Kingswood 3 Charfield 1
WITH Kingswood not having played for three weeks, and Charfield fresh from two good results, a sizeable crowd gathered for this holiday local derby. Heavy overnight rain had made the pitch soft and leaden skies threatened every more rain before the end. The referee's final duty before he started the game was to ask for the calling card of a visiting fox to be removed from the playing surface.
With a number of ex-Kingswood players involved in the Charfield side and also ex-Charfield youth players in the Kingswood team, the ingredients were present for an interesting encounter. It was the visitors who quickly got into their stride, forcing two early corners.
The second of these caught the home defence sleeping when Nick Ackland played it short, received it back and played a dangerous ball into the goalmouth where the impressive youngster Sean Rigg reacted swiftly to fire it past Andy Rodman after just seven minutes.
Kingswood were visibly shaken by the goal, but the experienced and calming influence Daren Ford made sure this early reverse was quickly forgotten and his players started to make some good runs at the visitors' defence, where Danny Thorpe was also called on to use his experience.
The equaliser ten minutes later was of the highest quality, with Charfield still having the better of things, a swift five-man counter-attack split open the visitors' defence and Adam Harber put a perfect ball into the path of the inrushing Gavin Dibden and without breaking his stride he hammered the ball past Craig Luker. Belief restored, the home team gradually wrested the initiative away from Charfield and they took the lead on 40 minutes when Harber finally beat Luker to score.

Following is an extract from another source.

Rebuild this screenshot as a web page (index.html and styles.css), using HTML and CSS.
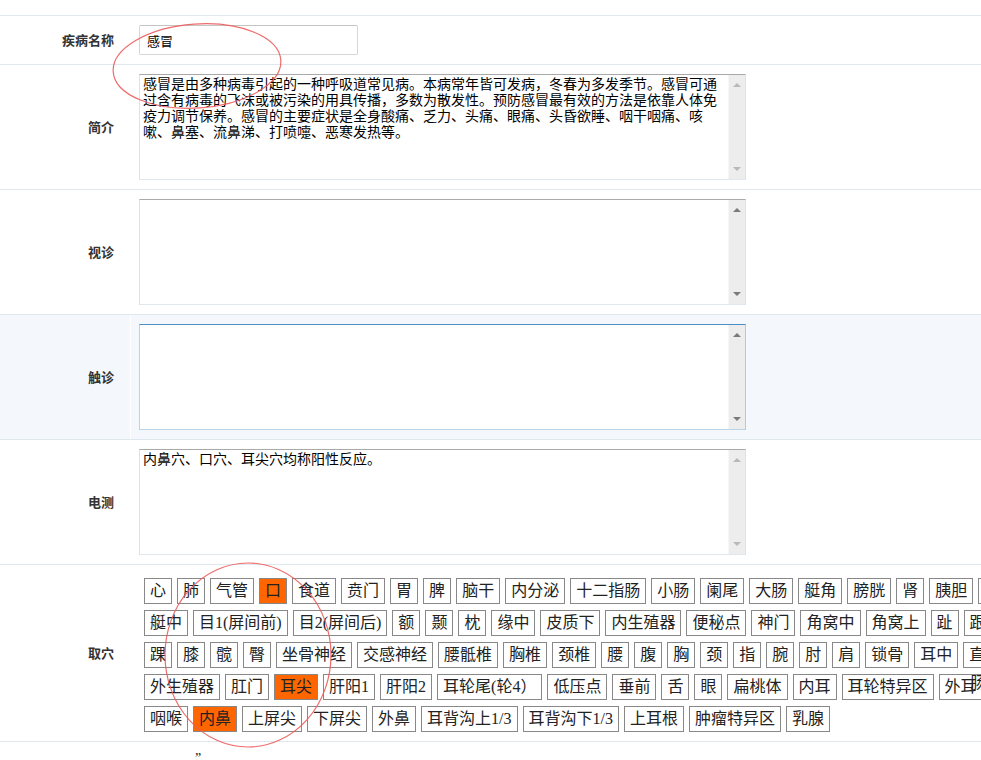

Charfield will probably look back on the remainder of the first half as the time when they allowed the game to slip away. First an Ackland shot struck a post and then Terry Cooper blasted the ball over the bar from six yards out with the goal at his mercy.
The second half belonged to Kingswood. The midfield battle was won, with man of the match Ian Mills, the smallest player on the pitch, having a massive game and supported superbly by Paul Bleaken and Kevin Spill in particular, they took the game to their opponents.
Up front the Dibden brothers and Harber were a constant threat, and with Thorpe thrown forward in an effort to save the game, the pressure began to tell. The killer goal came on 75 minutes and it was the hardworking Bleaken who deservedly scored it. Barrie Dibden then hit the bar and Gavin blasted the rebound over, and Harber went tantalisingly close with a powerful shot.
To their credit Charfield kept going with Thorpe and Ackland combining well and Rigg needing to be watched closely by Ford. With keeper Rodman always alert there was no way through a determined home defence and it was Kingswood who emerged worthy winners.
It had been a thoroughly entertaining game for the crowd to watch. The game was played at pace and in the right spirit by two good teams who were a credit to local football.